Supplied data =>
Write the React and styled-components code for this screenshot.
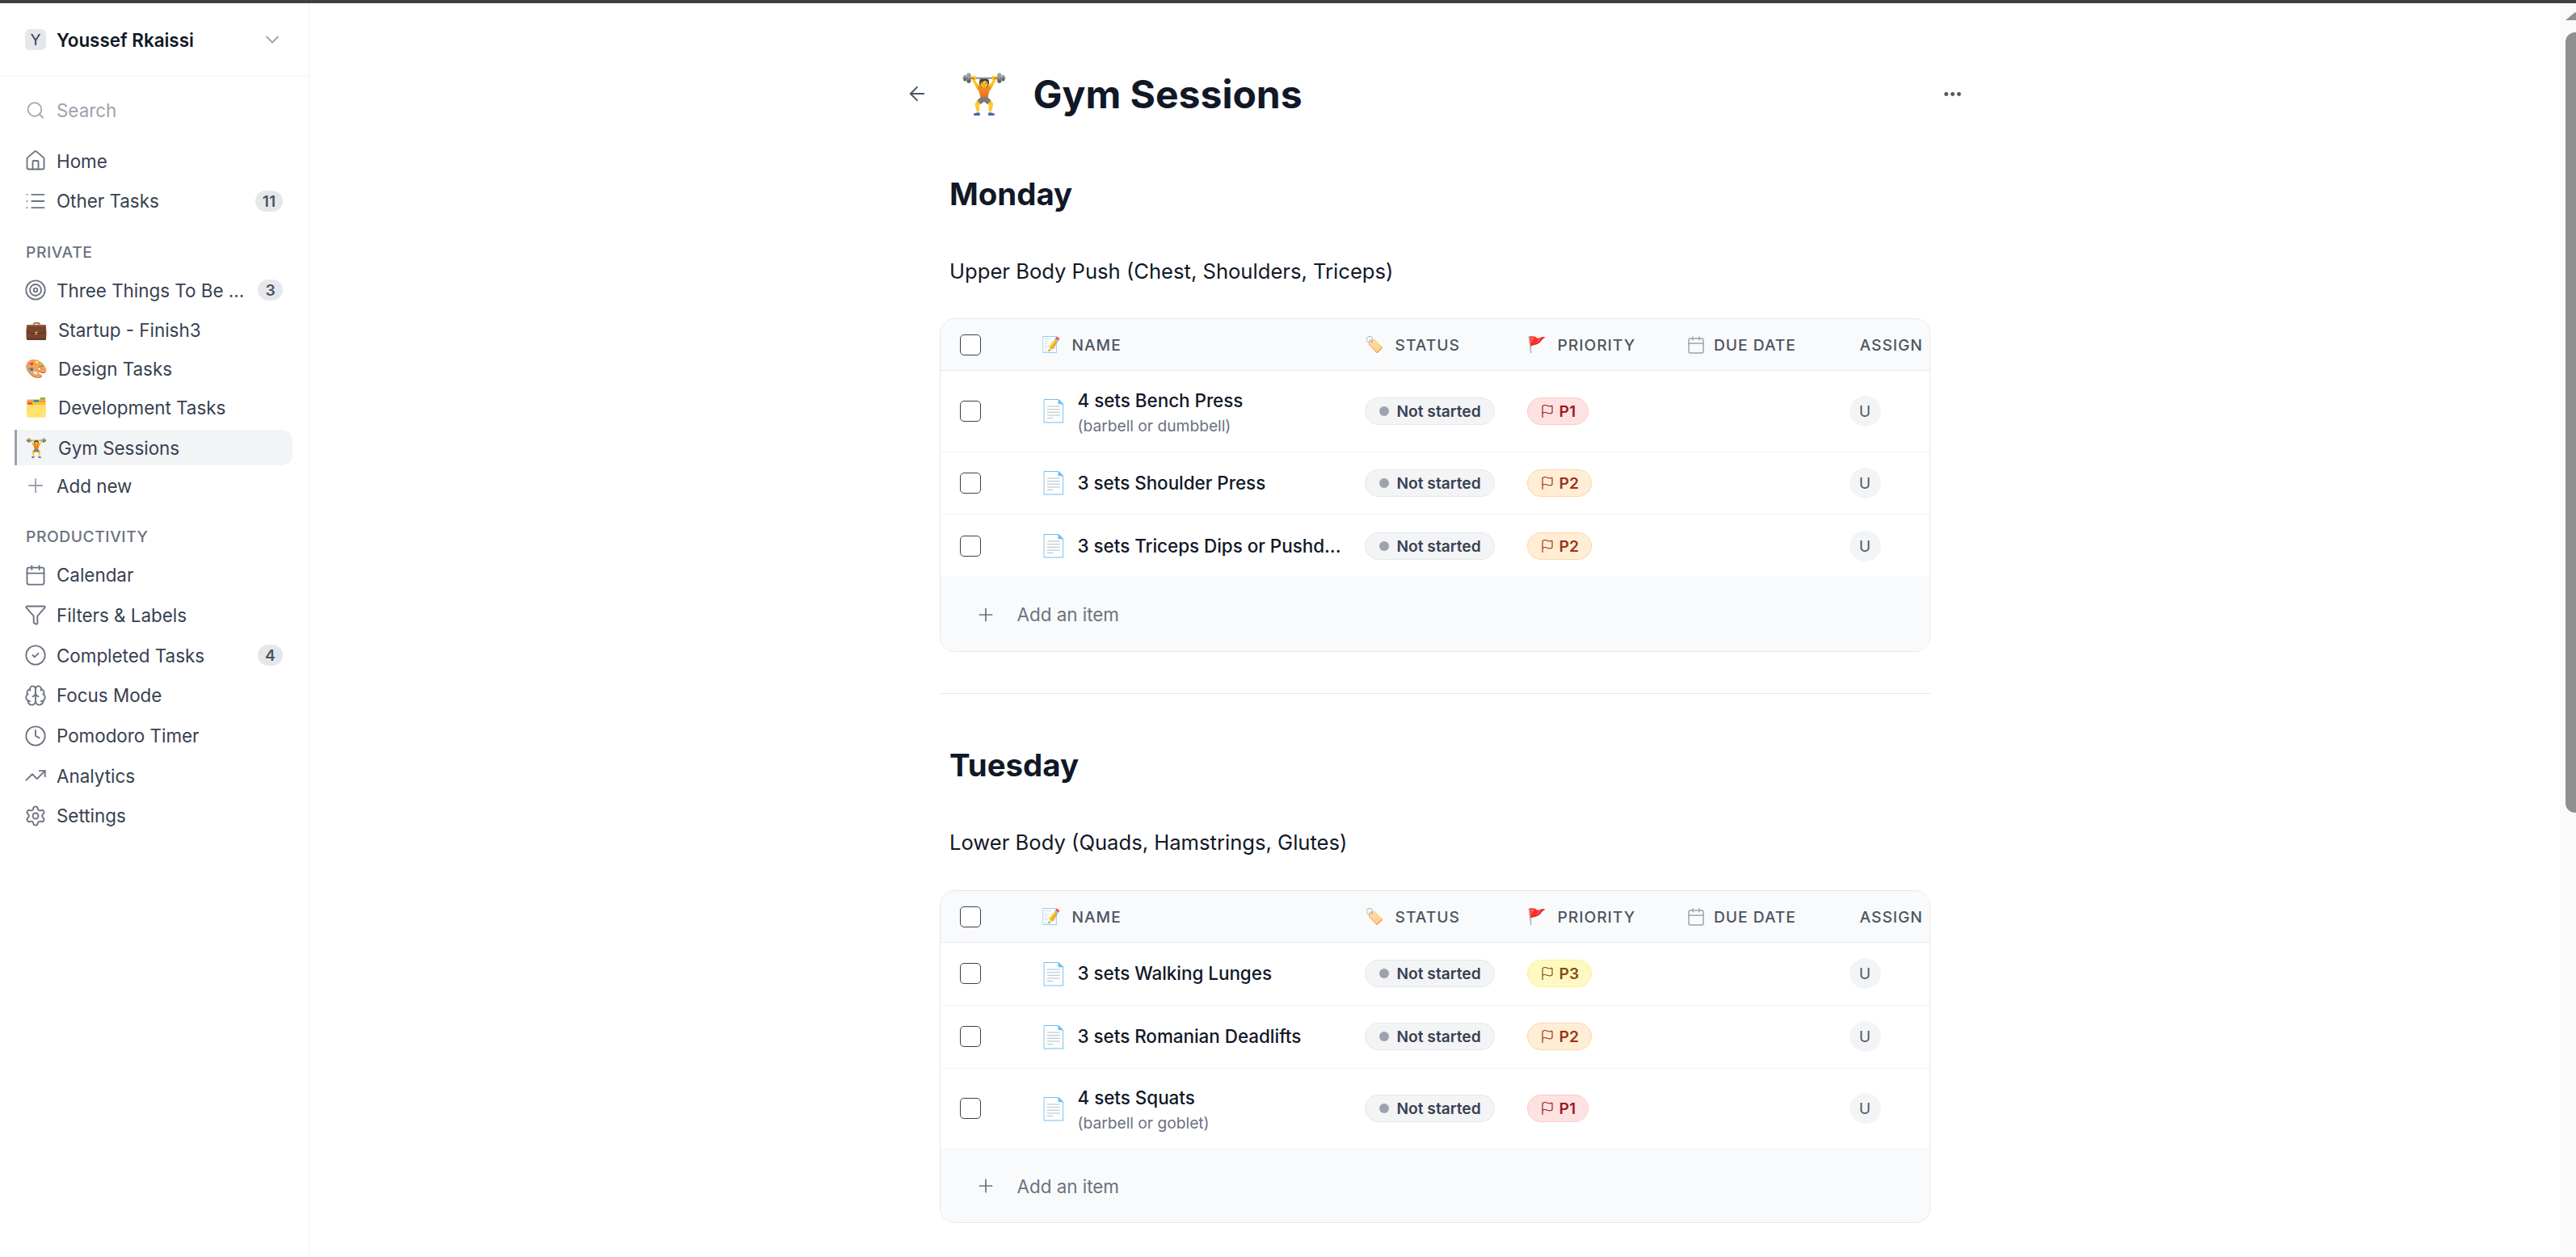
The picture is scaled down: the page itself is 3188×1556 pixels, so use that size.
import React from 'react'
import styled, { createGlobalStyle } from 'styled-components'
import {
  ArrowLeft, Brain, Calendar, ChevronDown, CircleCheck, Clock, Ellipsis, Filter, Flag,
  House, List, Plus, Search, Settings, Target, TrendingUp,
} from 'lucide-react'

const GlobalStyle = createGlobalStyle`
  html, body {
    margin: 0;
    height: 100%;
    overflow: hidden;
    background: #fff;
    font-family: Inter, "Noto Sans", sans-serif;
  }
  * { box-sizing: border-box; }
`

const Page = styled.div`
  height: 100vh;
  display: flex;
  flex-direction: column;
`

const TopStrip = styled.div`
  flex: 0 0 4px;
  background: #404040;
`

const Body = styled.div`
  flex: 1;
  display: flex;
  min-height: 0;
`

const Sidebar = styled.aside`
  flex: 0 0 383px;
  border-right: 1px solid #eeeff1;
`

const Account = styled.div`
  height: 91px;
  display: flex;
  align-items: center;
  padding: 0 31px;
  border-bottom: 1px solid #f3f4f6;
  color: #9ca3af;
`

const Avatar = styled.div`
  width: 26px;
  height: 26px;
  border-radius: 6px;
  background: #e5e7eb;
  color: #374151;
  font-size: 19.2px;
  display: flex;
  align-items: center;
  justify-content: center;
  margin-right: 13px;
`

const AccountName = styled.div`
  flex: 1;
  color: #111827;
  font-size: 22.4px;
  font-weight: 600;
`

const Nav = styled.nav`
  padding: 16.5px 20px 0 20px;
`

const NavGroup = styled.div`
  margin-top: ${p => p.$top || 0}px;
`

const NavRow = styled.div`
  position: relative;
  height: ${p => p.$emoji ? 48 : 49.7}px;
  display: flex;
  align-items: center;
  padding: 0 12px 0 10px;
  gap: 12px;
  color: ${p => p.$muted ? '#9ca3af' : '#374151'};
  font-size: 22.4px;

  svg {
    flex: 0 0 28px;
    color: #6b7280;
  }
`

const ActiveRow = styled(NavRow)`
  height: 44.5px;
  margin-top: 3.5px;
  background: #f3f4f6;
  border-radius: 3px 13px 13px 3px;

  &::before {
    content: '';
    position: absolute;
    left: -2px;
    top: 0;
    bottom: 0;
    width: 3px;
    background: #9ca3af;
  }
`

const SearchRow = styled(NavRow)`
  svg { color: #9ca3af; }
`

const AddRow = styled(NavRow)`
  svg { color: #9ca3af; }
`

const NavEmoji = styled.span`
  flex: 0 0 30px;
  text-align: center;
  font-size: 22.4px;
  line-height: 1;
`

const Badge = styled.span`
  margin-left: auto;
  height: 26px;
  min-width: 31px;
  padding: 0 9px;
  border-radius: 13px;
  background: #e5e7eb;
  color: #4b5563;
  font-size: 19.2px;
  font-weight: 600;
  display: flex;
  align-items: center;
  justify-content: center;
`

const SectionLabel = styled.div`
  height: 24px;
  margin: ${p => p.$top}px 0 ${p => p.$bottom}px 0;
  padding-left: 12px;
  color: #6b7280;
  font-size: 19.2px;
  font-weight: 500;
  letter-spacing: 0.6px;
  line-height: 24px;
`

const Main = styled.main`
  flex: 1;
  min-width: 0;
  display: flex;
  justify-content: center;
`

const Column = styled.div`
  width: 1298px;
`

const TitleRow = styled.div`
  height: 60px;
  margin-top: 82px;
  display: flex;
  align-items: center;
  color: #4b5563;
`

const BackIcon = styled(ArrowLeft)`
  margin-left: -5.5px;
`

const MoreIcon = styled(Ellipsis)`
  margin-right: -5px;
`

const PageEmoji = styled.span`
  flex: 0 0 56px;
  margin-left: 38.5px;
  font-size: 48px;
  line-height: 1;
  text-align: center;
`

const PageTitle = styled.h1`
  flex: 1;
  margin: 0 0 0 31px;
  color: #111827;
  font-size: 48px;
  font-weight: 700;
`

const Content = styled.div`
  padding: 0 36px;
`

const DayTitle = styled.h2`
  margin: ${p => p.$top}px 0 0 0;
  padding-left: 12.5px;
  color: #111827;
  font-size: 38.4px;
  line-height: 48px;
  font-weight: 700;
`

const DayFocus = styled.p`
  margin: 52px 0 ${p => p.$bottom}px 0;
  padding-left: 12.5px;
  color: #111827;
  font-size: 25.6px;
  line-height: 40px;
`

const Divider = styled.hr`
  margin: 51px 0 0 0;
  border: 0;
  border-top: 1px solid #e5e7eb;
`

const Table = styled.div`
  border: 1.5px solid #e5e7eb;
  border-radius: 19px;
  overflow: hidden;
  background: #fff;
`

const Row = styled.div`
  display: grid;
  grid-template-columns: 125px 400px 201px 200px 199px 1fr;
  align-items: center;
  height: ${p => p.$tall ? 100.5 : 77.75}px;
  border-bottom: 1px solid #f3f4f6;
`

const HeadRow = styled(Row)`
  height: 64px;
  background: #f9fafb;
  border-bottom: 1.5px solid #e5e7eb;
`

const HeadCell = styled.div`
  display: flex;
  align-items: center;
  gap: 15px;
  color: #4b5563;
  font-size: 19.2px;
  font-weight: 500;
  letter-spacing: 1px;
  white-space: nowrap;
  padding-left: ${p => p.$inset || 0}px;

  svg {
    color: #9ca3af;
    margin: 0 -4.5px 0 -3px;
  }
`

const HeadEmoji = styled.span`
  width: 23px;
  font-size: 19px;
  line-height: 1;
`

const Check = styled.input`
  appearance: none;
  display: block;
  width: 26px;
  height: 26px;
  margin: 0 0 0 24px;
  background: #fff;
  border: 1.6px solid #374151;
  border-radius: 5px;
`

const NameCell = styled.div`
  display: flex;
  align-items: center;
  margin-left: -2px;
`

const DocEmoji = styled.span`
  flex: 0 0 29px;
  margin-right: 13px;
  font-size: 27px;
  line-height: 1;
`

const TaskText = styled.div`
  margin-top: ${p => p.$tall ? 4 : 0}px;
`

const TaskName = styled.div`
  color: #111827;
  font-size: 22.4px;
  font-weight: 500;
  line-height: 32px;
  white-space: nowrap;
`

const TaskNote = styled.div`
  color: #6b7280;
  font-size: 19.2px;
  line-height: 30px;
`

const StatusPill = styled.span`
  display: inline-flex;
  align-items: center;
  gap: 10px;
  height: 34px;
  padding: 0 16px 0 17px;
  border: 1px solid #e5e7eb;
  border-radius: 17px;
  background: #f3f4f6;
  color: #374151;
  font-size: 19.2px;
  font-weight: 600;
  white-space: nowrap;
`

const StatusDot = styled.span`
  width: 12px;
  height: 12px;
  border-radius: 50%;
  background: #9ca3af;
`

const priorityColors = {
  P1: { bg: '#fee2e2', border: '#fecaca', text: '#991b1b' },
  P2: { bg: '#ffedd5', border: '#fed7aa', text: '#9a3412' },
  P3: { bg: '#fef9c3', border: '#fef08a', text: '#854d0e' },
}

const PriorityPill = styled.span`
  display: inline-flex;
  align-items: center;
  gap: 6px;
  height: 34px;
  padding: 0 15px 0 15px;
  border: 1px solid ${p => priorityColors[p.$level].border};
  border-radius: 17px;
  background: ${p => priorityColors[p.$level].bg};
  color: ${p => priorityColors[p.$level].text};
  font-size: 19.2px;
  font-weight: 600;
`

const Assignee = styled.span`
  width: 39px;
  height: 38px;
  border-radius: 50%;
  background: #f3f4f6;
  color: #4b5563;
  font-size: 19.2px;
  display: flex;
  align-items: center;
  justify-content: center;
`

const AddItem = styled.div`
  height: ${p => p.$height}px;
  display: flex;
  align-items: center;
  gap: 26px;
  padding-left: 43px;
  background: #f9fafb;
  color: #6b7280;
  font-size: 22.4px;
`

const ScrollTrack = styled.div`
  flex: 0 0 20px;
  background: #fafafa;
  overflow: hidden;
`

const ScrollArrow = styled.div`
  width: 0;
  height: 0;
  margin: 11px 0 0 7px;
  border-left: 12px solid transparent;
  border-right: 12px solid transparent;
  border-bottom: 10px solid #8f8f8f;
`

const ScrollThumb = styled.div`
  width: 26px;
  height: 966px;
  margin: 15px 0 0 7px;
  border-radius: 12px;
  background: #8f8f8f;
`

const NavItem = ({ icon: Icon, badge, children }) => (
  <NavRow>
    <Icon size={28} strokeWidth={1.6} />
    {children}
    {badge && <Badge>{badge}</Badge>}
  </NavRow>
)

const EmojiItem = ({ emoji, children }) => (
  <NavRow $emoji>
    <NavEmoji>{emoji}</NavEmoji>
    {children}
  </NavRow>
)

const TaskTable = ({ tasks, footHeight }) => (
  <Table>
    <HeadRow>
      <Check type="checkbox" />
      <HeadCell><HeadEmoji>📝</HeadEmoji>NAME</HeadCell>
      <HeadCell><HeadEmoji>🏷️</HeadEmoji>STATUS</HeadCell>
      <HeadCell><HeadEmoji>🚩</HeadEmoji>PRIORITY</HeadCell>
      <HeadCell><Calendar size={24} strokeWidth={1.5} />DUE DATE</HeadCell>
      <HeadCell $inset={13}>ASSIGN</HeadCell>
    </HeadRow>
    {tasks.map(task => (
      <Row key={task.name} $tall={!!task.note}>
        <Check type="checkbox" />
        <NameCell>
          <DocEmoji>📄</DocEmoji>
          <TaskText $tall={!!task.note}>
            <TaskName>{task.name}</TaskName>
            {task.note && <TaskNote>{task.note}</TaskNote>}
          </TaskText>
        </NameCell>
        <div>
          <StatusPill><StatusDot />Not started</StatusPill>
        </div>
        <div>
          <PriorityPill $level={task.priority}>
            <Flag size={18} strokeWidth={1.6} />
            {task.priority}
          </PriorityPill>
        </div>
        <div />
        <Assignee>U</Assignee>
      </Row>
    ))}
    <AddItem $height={footHeight}>
      <Plus size={26} strokeWidth={1.6} />
      Add an item
    </AddItem>
  </Table>
)

const monday = [
  { name: '4 sets Bench Press', note: '(barbell or dumbbell)', priority: 'P1' },
  { name: '3 sets Shoulder Press', priority: 'P2' },
  { name: '3 sets Triceps Dips or Pushd...', priority: 'P2' },
]

const tuesday = [
  { name: '3 sets Walking Lunges', priority: 'P3' },
  { name: '3 sets Romanian Deadlifts', priority: 'P2' },
  { name: '4 sets Squats', note: '(barbell or goblet)', priority: 'P1' },
]

export default function App() {
  return (
    <Page>
      <GlobalStyle />
      <TopStrip />
      <Body>
        <Sidebar>
          <Account>
            <Avatar>Y</Avatar>
            <AccountName>Youssef Rkaissi</AccountName>
            <ChevronDown size={28} strokeWidth={1.6} />
          </Account>
          <Nav>
            <SearchRow $muted>
              <Search size={25} strokeWidth={1.6} />
              Search
            </SearchRow>
            <NavGroup $top={13}>
              <NavItem icon={House}>Home</NavItem>
              <NavItem icon={List} badge="11">Other Tasks</NavItem>
            </NavGroup>
            <SectionLabel $top={26} $bottom={11}>PRIVATE</SectionLabel>
            <NavItem icon={Target} badge="3">Three Things To Be ...</NavItem>
            <EmojiItem emoji="💼">Startup - Finish3</EmojiItem>
            <EmojiItem emoji="🎨">Design Tasks</EmojiItem>
            <EmojiItem emoji="🗂️">Development Tasks</EmojiItem>
            <ActiveRow>
              <NavEmoji>🏋️</NavEmoji>
              Gym Sessions
            </ActiveRow>
            <AddRow>
              <Plus size={28} strokeWidth={1.6} />
              Add new
            </AddRow>
            <SectionLabel $top={26} $bottom={11}>PRODUCTIVITY</SectionLabel>
            <NavItem icon={Calendar}>Calendar</NavItem>
            <NavItem icon={Filter}>Filters &amp; Labels</NavItem>
            <NavItem icon={CircleCheck} badge="4">Completed Tasks</NavItem>
            <NavItem icon={Brain}>Focus Mode</NavItem>
            <NavItem icon={Clock}>Pomodoro Timer</NavItem>
            <NavItem icon={TrendingUp}>Analytics</NavItem>
            <NavItem icon={Settings}>Settings</NavItem>
          </Nav>
        </Sidebar>
        <Main>
          <Column>
            <TitleRow>
              <BackIcon size={28} strokeWidth={1.7} />
              <PageEmoji>🏋️</PageEmoji>
              <PageTitle>Gym Sessions</PageTitle>
              <MoreIcon size={27} strokeWidth={2.4} />
            </TitleRow>
            <Content>
              <DayTitle $top={70}>Monday</DayTitle>
              <DayFocus $bottom={38}>Upper Body Push (Chest, Shoulders, Triceps)</DayFocus>
              <TaskTable tasks={monday} footHeight={91} />
              <Divider />
              <DayTitle $top={64}>Tuesday</DayTitle>
              <DayFocus $bottom={39}>Lower Body (Quads, Hamstrings, Glutes)</DayFocus>
              <TaskTable tasks={tuesday} footHeight={90} />
            </Content>
          </Column>
        </Main>
        <ScrollTrack>
          <ScrollArrow />
          <ScrollThumb />
        </ScrollTrack>
      </Body>
    </Page>
  )
}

Task to carry out => Reproduce exactly the lines from the one containing "The picture is" through the one containing "border-radius: 3px 13px 13px 3px;", inclusive, and nothing else.

Exercise result =>
The picture is scaled down: the page itself is 3188×1556 pixels, so use that size.
import React from 'react'
import styled, { createGlobalStyle } from 'styled-components'
import {
  ArrowLeft, Brain, Calendar, ChevronDown, CircleCheck, Clock, Ellipsis, Filter, Flag,
  House, List, Plus, Search, Settings, Target, TrendingUp,
} from 'lucide-react'

const GlobalStyle = createGlobalStyle`
  html, body {
    margin: 0;
    height: 100%;
    overflow: hidden;
    background: #fff;
    font-family: Inter, "Noto Sans", sans-serif;
  }
  * { box-sizing: border-box; }
`

const Page = styled.div`
  height: 100vh;
  display: flex;
  flex-direction: column;
`

const TopStrip = styled.div`
  flex: 0 0 4px;
  background: #404040;
`

const Body = styled.div`
  flex: 1;
  display: flex;
  min-height: 0;
`

const Sidebar = styled.aside`
  flex: 0 0 383px;
  border-right: 1px solid #eeeff1;
`

const Account = styled.div`
  height: 91px;
  display: flex;
  align-items: center;
  padding: 0 31px;
  border-bottom: 1px solid #f3f4f6;
  color: #9ca3af;
`

const Avatar = styled.div`
  width: 26px;
  height: 26px;
  border-radius: 6px;
  background: #e5e7eb;
  color: #374151;
  font-size: 19.2px;
  display: flex;
  align-items: center;
  justify-content: center;
  margin-right: 13px;
`

const AccountName = styled.div`
  flex: 1;
  color: #111827;
  font-size: 22.4px;
  font-weight: 600;
`

const Nav = styled.nav`
  padding: 16.5px 20px 0 20px;
`

const NavGroup = styled.div`
  margin-top: ${p => p.$top || 0}px;
`

const NavRow = styled.div`
  position: relative;
  height: ${p => p.$emoji ? 48 : 49.7}px;
  display: flex;
  align-items: center;
  padding: 0 12px 0 10px;
  gap: 12px;
  color: ${p => p.$muted ? '#9ca3af' : '#374151'};
  font-size: 22.4px;

  svg {
    flex: 0 0 28px;
    color: #6b7280;
  }
`

const ActiveRow = styled(NavRow)`
  height: 44.5px;
  margin-top: 3.5px;
  background: #f3f4f6;
  border-radius: 3px 13px 13px 3px;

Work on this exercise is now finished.